The size and scope of recounting the visual history of one little club was no small feat, and as he collected photos and posters, he also took courses on InDesign and Photoshop, leaning to work with monochrome images and the less nuanced sides of how much of a pain in the ass a scanner can be.

“I could have made a Jailhouse Rock book about the three years my brother and I owned the bar, but that’s not history. That’s self-imposed history,” Castelli says.

“My idea — and I thought it was a simple idea at first — was to just get posters and mark down the date and time and just leave it. But it became a memory of countless people.

“You’ve got to imagine,” he continues, “it was open from 1988 until 2001. Every show had three bands, and every band probably averaged four members. Imagine how many people it affected. So I tried to make it as expansive as possible.”

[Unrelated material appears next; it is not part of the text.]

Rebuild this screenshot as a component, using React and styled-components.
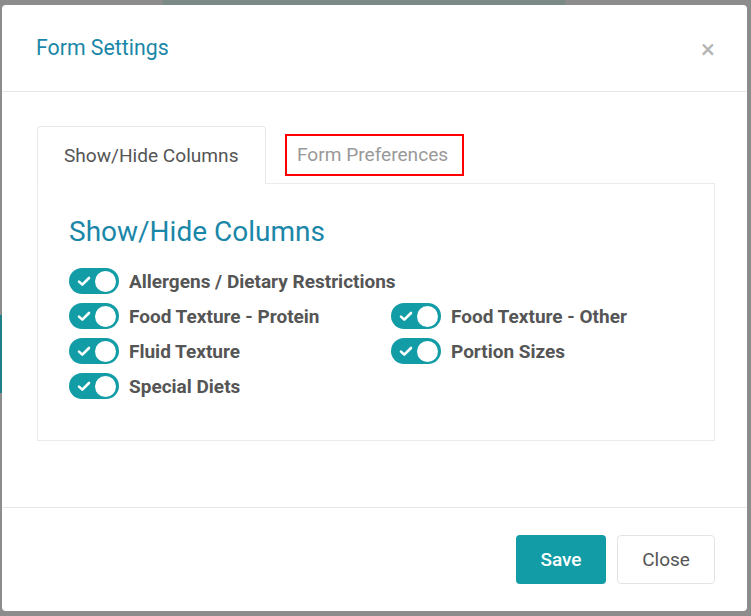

He started out with what he now estimates makes up about 20 per cent of the graphics featured.

“I knew there was more stuff out there, and I was talking with and pleading for people to dig out their old photo albums and flyers and stuff. I knew Jon Spencer was out there somewhere. And I needed stuff that I never even knew existed. Finally, I had enough stuff to just do the book, which is 140 pages of just posters and pictures and very few words.”

It’s designed to look black and chaotic, Castelli says, because that’s how life at Jailhouse was.

“The format of the book is to make you feel like you’re in the venue looking at band posters. I tried to make the book capture the beauty under chaos.”

He says that although there were several references that inspired his layout choices for the book, one book in particular — Vintage Aircraft Nose Art, with its representa­tions of paintings of vintage warbird artwork — informed his aesthetic. While that work is cleaner, he adds, its six-panel per page format helped him see how to organize his vision.

He credits his “fucking mentor of my life” Paul Gott of the Ripcordz for helping him understand design and local historian Kristian Gravenor among those who supported his DIY drive with their experience in storytelli­ng.

“(I stuck to images because) stories veer left and veer right depending on who’s telling them and the actual concept gets lost,” Castelli explains. “I don’t have much education when it comes to writing, so I just street-write, and my concept became, ‘Just put the posters on the wall,’ and then add to that. Mind you, I’m talking to myself!”

He then filled it out with stories from bands and managers.

“Like, I’ve got (Evenko VP) Nick Farkas (saying) ‘Did you know that we spelled Nickelback wrong?’ Nobody at the time knew

Nickelback would be a famous band, and that’s what’s funny about this book. All these bands came and at the time, no one knew.”

There are plenty of gems in these pages to keep the avid rock fan, Montrealer or otherwise, wide-eyed with history and nostalgia.

“Finding Jon Spencer was really cool. Finding the metal band Overbass was great,” Castelli recalls. “Getting a Grim Skunk picture (from 1990), I was excited. I literally jumped out of my seat when I got that one.”

The book, he says, will finally be printed when the dust settles on the pandemic situation, but it’s laid out, ready to go, and stunning in scope.

Pre-orders can be made from his website or by finding him on Facebook.

“I already have over 100 pre-orders, and pre-order now just means you tell me you want a copy. I don’t wanna be responsibl­e for money.”

“The purpose of it all was for this history of Montreal to be kept in a library, which I’m learning to do right now,” he says. “I don’t care if I sell one book or 1,000. What matters to me is that I’m able to give a copy to every library in Montreal and to the Canadian archives so that we know the history of rock ’n’ roll in Montreal at that place.”

Castelli is, rightly, “damn proud” of this achievemen­t, but it’s the populist pride the project captures that drove him and compels him to share it now.

“With this book, I made it happen, sure, but it was done by the community,” he states. “One thing’s for sure: Montreal’s rock ’n’ roll scene is all about each other, and caring for each other, and that’s what this book is gonna say.

“Unless you’re a fucking douchebag. Then, you’re not in the book.”